Book Review: Dooley's Tales from 1980

Yesterday, I finally got around to reading Dooley's newer book on the 1980 season. It's a good light read. I'm about half way through it, and a couple of things stuck out to me...in no particular order:

-- When Bobby Dodd pulled GT out of the SEC in the mid-60s, he did it so unexpectedly and abruptly that the SEC struggled to address scheduling problems for 3-4 years. All of the SEC schools had existing contracts with GT that had to be honored as well as contracts with each other. Plus, each school needed 6 league games on the schedule. It was too late to reshuffle everyone's schedule while honoring the GT contracts. So the SEC's solution was rather unique. The league looked at everyone's schedule for the next few years. If GT was on the schedule (formerly as an SEC game), they picked a different game to count in the SEC Standings. When UGA was SEC co-champ in 1966, the UNC game counted as a conference game. If I remember correctly from the book, the 1967 game with Clemson also counted as an SEC game by the league.

-- The story of the purloined pig is good enough to buy the book for. Old timers have heard it before, but it was new to me. Hugh Nall, Scott Woerner, Nat Hudson, Frank Ros and one other guy (Welton) got the bright idea that the post-Spring Game beer bash the team usually threw itself needed more than just beer in 1980. They wanted BBQ. So....they snuck into the UGA hog farm that used to be over on East Campus, and Nall (now the OL Coach at Auburn) shot a 400 lb pig with a bow and arrow late, late that night. The pig was too heavy to get over the fence, so they dressed it in the middle of the field and snuck it back to Athens. The whole story of them getting busted and Dooley/Erk disciplining them is comedy. Dooley told them that they had screwed up and eaten an experimental pig injected with serum that caused impotence. lol.



-- The story of how the 1977 7-6 loss to Clemson set up the rivalry against the Tigers for the next 11 years is interesting. Dooley told that story to set up the game with the Tigers in '80. A game in which UGA only ran about 45 plays to Clemson's 95+ plays...and still won b/c of Scott Woerner. Dooley was 10-1 against Clemson prior the 1977 game, and he was 5-5-1 after it. He said that win in 1977 by Clemson was a watershed moment for them, and it completely turned their program around.

-- Dooley mentions in the book that he knew about Wayne McDuffie's bi-polar disorder when he was the OL coach back in the 80s. Dooley talks about what a great coach McDuffie was, but that he was so high strung and intense that they had to send Wayne out recruiting on Thursdays and Fridays. The players would be so stressed out after Sun-Wed with Wayne that they needed a few days to build their confidence back up.

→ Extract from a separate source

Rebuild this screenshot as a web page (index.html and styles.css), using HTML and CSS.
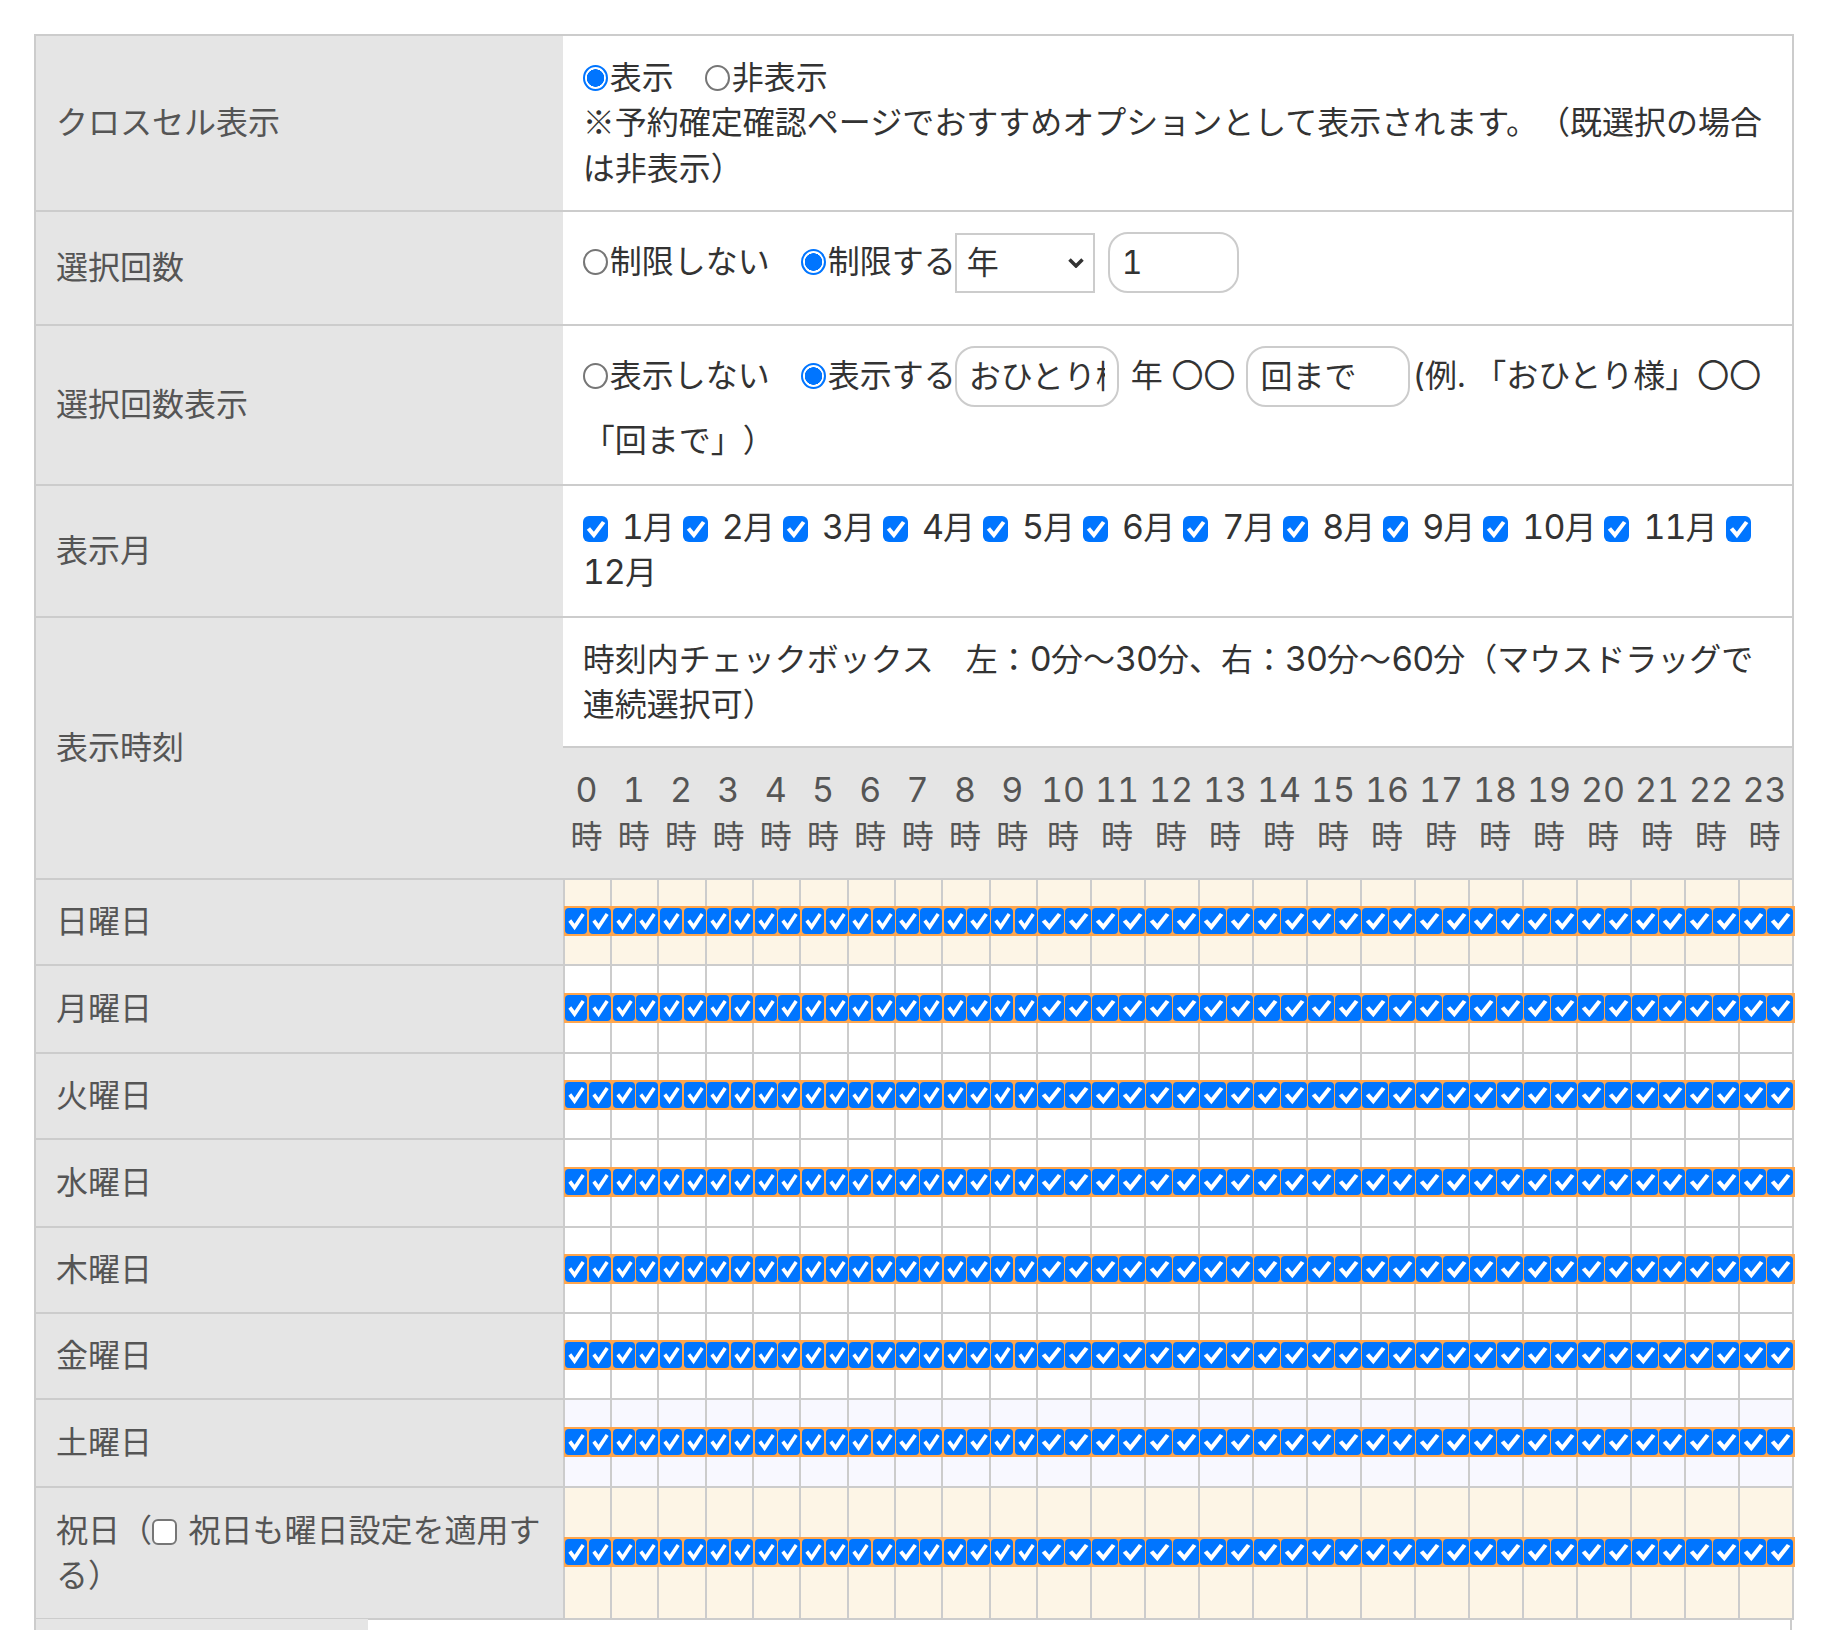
FILE: index.html
```html
<!DOCTYPE html>
<html lang="ja">
<head>
<meta charset="utf-8">
<title>オプション設定</title>
<link rel="stylesheet" href="styles.css">
</head>
<body>
<div class="page">
<table class="grid">
<colgroup>
<col class="c-label">
<col class="c-s"><col class="c-s"><col class="c-s"><col class="c-s"><col class="c-s"><col class="c-s"><col class="c-s"><col class="c-s"><col class="c-s"><col class="c-s">
<col class="c-w"><col class="c-w"><col class="c-w"><col class="c-w"><col class="c-w"><col class="c-w"><col class="c-w"><col class="c-w"><col class="c-w"><col class="c-w"><col class="c-w"><col class="c-w"><col class="c-w"><col class="c-w">
</colgroup>
<tbody>
<tr class="r-cross">
<th>クロスセル表示</th>
<td colspan="24" class="body">
<label class="opt"><input type="radio" name="cross" checked>表示</label><label class="opt"><input type="radio" name="cross">非表示</label><br>
<span class="cjk">※</span>予約確定確認ページでおすすめオプションとして表示されます。（既選択の場合<br>は非表示）
</td>
</tr>
<tr class="r-limit">
<th>選択回数</th>
<td colspan="24" class="body ctl">
<label class="opt"><input type="radio" name="limit">制限しない</label><label class="opt tight"><input type="radio" name="limit" checked>制限する</label><select class="sel"><option>年</option></select><input class="txt txt-n" type="text" value="1">
</td>
</tr>
<tr class="r-show">
<th>選択回数表示</th>
<td colspan="24" class="body ctl">
<label class="opt"><input type="radio" name="show">表示しない</label><label class="opt tight"><input type="radio" name="show" checked>表示する</label><input class="txt txt-w" type="text" value="おひとり様"><span class="mid">年 〇〇</span><input class="txt txt-w" type="text" value="回まで"><span class="ex">(例. 「おひとり様」〇〇</span><br><span class="ex2">「回まで」）</span>
</td>
</tr>
<tr class="r-month">
<th>表示月</th>
<td colspan="24" class="body">
<label class="mon"><input type="checkbox" checked><span class="num">1</span>月</label><label class="mon"><input type="checkbox" checked><span class="num">2</span>月</label><label class="mon"><input type="checkbox" checked><span class="num">3</span>月</label><label class="mon"><input type="checkbox" checked><span class="num">4</span>月</label><label class="mon"><input type="checkbox" checked><span class="num">5</span>月</label><label class="mon"><input type="checkbox" checked><span class="num">6</span>月</label><label class="mon"><input type="checkbox" checked><span class="num">7</span>月</label><label class="mon"><input type="checkbox" checked><span class="num">8</span>月</label><label class="mon"><input type="checkbox" checked><span class="num">9</span>月</label><label class="mon"><input type="checkbox" checked><span class="num">10</span>月</label><label class="mon"><input type="checkbox" checked><span class="num">11</span>月</label><input class="mon-last" type="checkbox" checked><br><span class="num">12</span>月
</td>
</tr>
<tr class="r-note">
<th rowspan="2">表示時刻</th>
<td colspan="24" class="body">時刻内チェックボックス　左：<span class="num">0</span>分〜<span class="num">30</span>分、右：<span class="num">30</span>分〜<span class="num">60</span>分（マウスドラッグで<br>連続選択可）</td>
</tr>
<tr class="r-hours">
<td class="hr">0<br>時</td><td class="hr">1<br>時</td><td class="hr">2<br>時</td><td class="hr">3<br>時</td><td class="hr">4<br>時</td><td class="hr">5<br>時</td><td class="hr">6<br>時</td><td class="hr">7<br>時</td><td class="hr">8<br>時</td><td class="hr">9<br>時</td><td class="hr">10<br>時</td><td class="hr">11<br>時</td><td class="hr">12<br>時</td><td class="hr">13<br>時</td><td class="hr">14<br>時</td><td class="hr">15<br>時</td><td class="hr">16<br>時</td><td class="hr">17<br>時</td><td class="hr">18<br>時</td><td class="hr">19<br>時</td><td class="hr">20<br>時</td><td class="hr">21<br>時</td><td class="hr">22<br>時</td><td class="hr">23<br>時</td>
</tr>
<tr class="day holiday"><th>日曜日</th></tr>
<tr class="day t"><th>月曜日</th></tr>
<tr class="day"><th>火曜日</th></tr>
<tr class="day t"><th>水曜日</th></tr>
<tr class="day"><th>木曜日</th></tr>
<tr class="day"><th>金曜日</th></tr>
<tr class="day t sat"><th>土曜日</th></tr>
<tr class="day holiday tall"><th>祝日（<input class="plain" type="checkbox"> 祝日も曜日設定を適用する）</th></tr>
</tbody>
</table>
<div class="next"><div class="next-label"></div></div>
</div>
<script src="app.js"></script>
</body>
</html>
```

FILE: styles.css
```css
* { box-sizing: border-box; }
html, body { margin: 0; padding: 0; background: #fff; }
body {
  font-family: Inter, "Noto Sans CJK JP", sans-serif;
  font-size: 32px;
  line-height: 45.5px;
  color: #333;
  text-spacing-trim: space-all;
  font-variant-numeric: tabular-nums;
}
.page { height: 1630px; padding: 34px 0 0 34px; overflow: hidden; }
.cjk { font-family: "Noto Sans CJK JP", sans-serif; line-height: 0; }
.num { font-size: 34px; line-height: 0; letter-spacing: -1px; }

.grid { border-collapse: collapse; table-layout: fixed; width: 1758px; }
.c-label { width: 528.8px; }
.c-s { width: 47.32px; }
.c-w { width: 54px; }

.grid th, .grid td { border: 2px solid #ccc; padding: 0; }
.grid th {
  background: #e5e5e5;
  color: #555;
  font-weight: 400;
  text-align: left;
  padding: 0 20px;
  vertical-align: middle;
  border-right: 0;
}
.grid .body {
  vertical-align: top;
  padding: 18.5px 20px 0 18px;
  white-space: nowrap;
  border-left: 2px solid #fff;
}
.grid .ctl { padding-top: 20px; }

.r-cross { height: 176px; }
.r-limit { height: 114px; }
.r-show { height: 160px; }
.r-month { height: 132px; }
.r-note { height: 130px; }
.r-hours { height: 132px; }
.day { height: 86px; }
.day.t { height: 88px; }
.day.tall { height: 132px; }

input[type="radio"] {
  appearance: none;
  margin: 0;
  width: 25px;
  height: 26px;
  vertical-align: -2px;
  border: 2px solid #767676;
  border-radius: 50%;
  background: #fff;
}
input[type="radio"]:checked {
  border-color: #0075ff;
  background: radial-gradient(circle, #0075ff 0 8.5px, #fff 9px);
}
input[type="checkbox"] {
  appearance: none;
  margin: 0;
  width: 25px;
  height: 26px;
  vertical-align: -3px;
  border: 2px solid #767676;
  border-radius: 6px;
  background: #fff;
}
input[type="checkbox"]:checked {
  border: 0;
  background: #0075ff url("data:image/svg+xml,%3Csvg xmlns='http://www.w3.org/2000/svg' viewBox='0 0 23 26' preserveAspectRatio='none'%3E%3Cpath d='M5 12.5l5 6.5 9-13' fill='none' stroke='%23fff' stroke-width='3.8'/%3E%3C/svg%3E") center / 100% 100% no-repeat;
}
.plain { margin-right: 3px !important; }

.opt { margin-right: 31px; }
.opt.tight { margin-right: -1px; }
.opt input { margin-right: 2px; }

.sel {
  appearance: none;
  width: 140px;
  height: 60px;
  font: inherit;
  line-height: normal;
  color: #333;
  border: 2px solid #ccc;
  border-radius: 0;
  background: #fff url("data:image/svg+xml,%3Csvg xmlns='http://www.w3.org/2000/svg' viewBox='0 0 16 10'%3E%3Cpath d='M1.5 1.5L8 8l6.5-6.5' fill='none' stroke='%23333' stroke-width='3.5'/%3E%3C/svg%3E") right 9px center / 16px 10px no-repeat;
  padding: 0 0 0 10px;
  margin-bottom: 3px;
  vertical-align: middle;
}
.txt {
  height: 61px;
  font: inherit;
  color: #333;
  border: 2px solid #ccc;
  border-radius: 20px;
  padding: 0 12px;
  background: #fff;
  outline: none;
  margin-bottom: 3px;
  vertical-align: middle;
}
.txt-n { width: 131px; margin-left: 13px; }
.txt-w { width: 164px; padding-bottom: 6px; }
.mid { margin: 0 11px 0 12px; }
.ex { margin-left: 2px; }
.ex2 { display: inline-block; margin-top: 8px; }

.mon { margin-right: 8px; }
.mon input { margin-right: 14px; }

.grid .r-hours .hr {
  background: #e5e5e5;
  color: #555;
  line-height: 47px;
  text-align: center;
  vertical-align: middle;
  padding-right: 2px;
  border-left: 0;
  border-right: 0;
}
.r-hours .hr::first-line { font-size: 34px; }
.grid .r-hours .hr:last-child { border-right: 2px solid #ccc; }

.grid .slot { vertical-align: middle; }
.holiday .slot { background: #fdf5e6; }
.sat .slot { background: #f8f8ff; }

.band {
  position: relative;
  display: flex;
  gap: 1.5px;
  padding: 2px 0 2px 1.5px;
  margin: 0 -1px 2px;
  background: #ffa64d;
}
.slot:last-child .band { margin-right: -3px; padding-right: 2px; }
.band input[type="checkbox"] { flex: 1 1 0; min-width: 0; width: auto; height: 26px; border-radius: 4px; }

.next {
  height: 40px;
  border-left: 2px solid #ccc;
  border-right: 2px solid #ccc;
  width: 1758px;
  margin-top: -1px;
}
.next-label { width: 332px; height: 100%; background: #e5e5e5; }
```

FILE: app.js
```js
document.querySelectorAll('tr.day').forEach(function (row) {
  for (var h = 0; h < 24; h++) {
    var cell = document.createElement('td');
    cell.className = 'slot';
    var band = document.createElement('div');
    band.className = 'band';
    for (var half = 0; half < 2; half++) {
      var box = document.createElement('input');
      box.type = 'checkbox';
      box.checked = true;
      band.appendChild(box);
    }
    cell.appendChild(band);
    row.appendChild(cell);
  }
});
```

-- The players interviewed pretty much throw Coach Pyburn under the bus. Pyburn was the DB coach until '79. He retired after being disillusioned with the way that Dooley and the fans handled the Buck Belue (So) vs. Jeff Pyburn (R-SR) quarterback controversy in 1979. One of our DBs (Welton?) talked about Pyburn's coaching style as "Just go hit the shit out of somebody" vs. Bill Lewis' more organized approach that actually involved teaching assignments.

-- My favorite story so far is about Bill Hartmann, the pan-ultimate bulldog. Hartmann was an All-American fullback for Georgia in 1937. He was also our kicker. After two years of pro ball, he returned to Georgia in 1939 under head coach Wally Butts as backfield coach and served in that capacity until 1956. Dooley brought Hartman back in 1970 as the volunteer kicking coach.

That part of the story most everyone knows. What I didn't know is that the NCAA did away with the volunteer coach in the early 1990s. So Hartmann went back to grad school at UGA so that he could serve as a Graduate Assistant coach for 3 more years. He was near 80 at the time. To keep the kickers focused, he would run them through their kicking drills each practice. However, that never took the entire practice. So Hartmann would teach the kickers the "Notre Dame Box" offense that he ran at Georgia under Harry Mehre, a former ND assistant under Rockne. They would run plays from this offense just to keep them focused and engaged.

The Notre Dame box was the contemporary to the Single Wing. The sight of kickers, punters, snappers and holders all running a 40-50 year old outdated offense while an 80 year old man coaches them up is comedy to me. It must have worked as our best kickers all played for Hartmann. Butler, Robinson, Kasey, etc. Every elite kicker except Billy Bennett was trained by the legend who taught kickers based on the golf principals of consistent swings.

2 comments:

DAve said...

Sounds like a good lazy-day book. Only one "n" in Hartman though.

Anonymous said...

Did Coach Dooley mention that Clemson's 1977 watershed moment happened shortly after Coach Charlie Pell taught them how to cheat?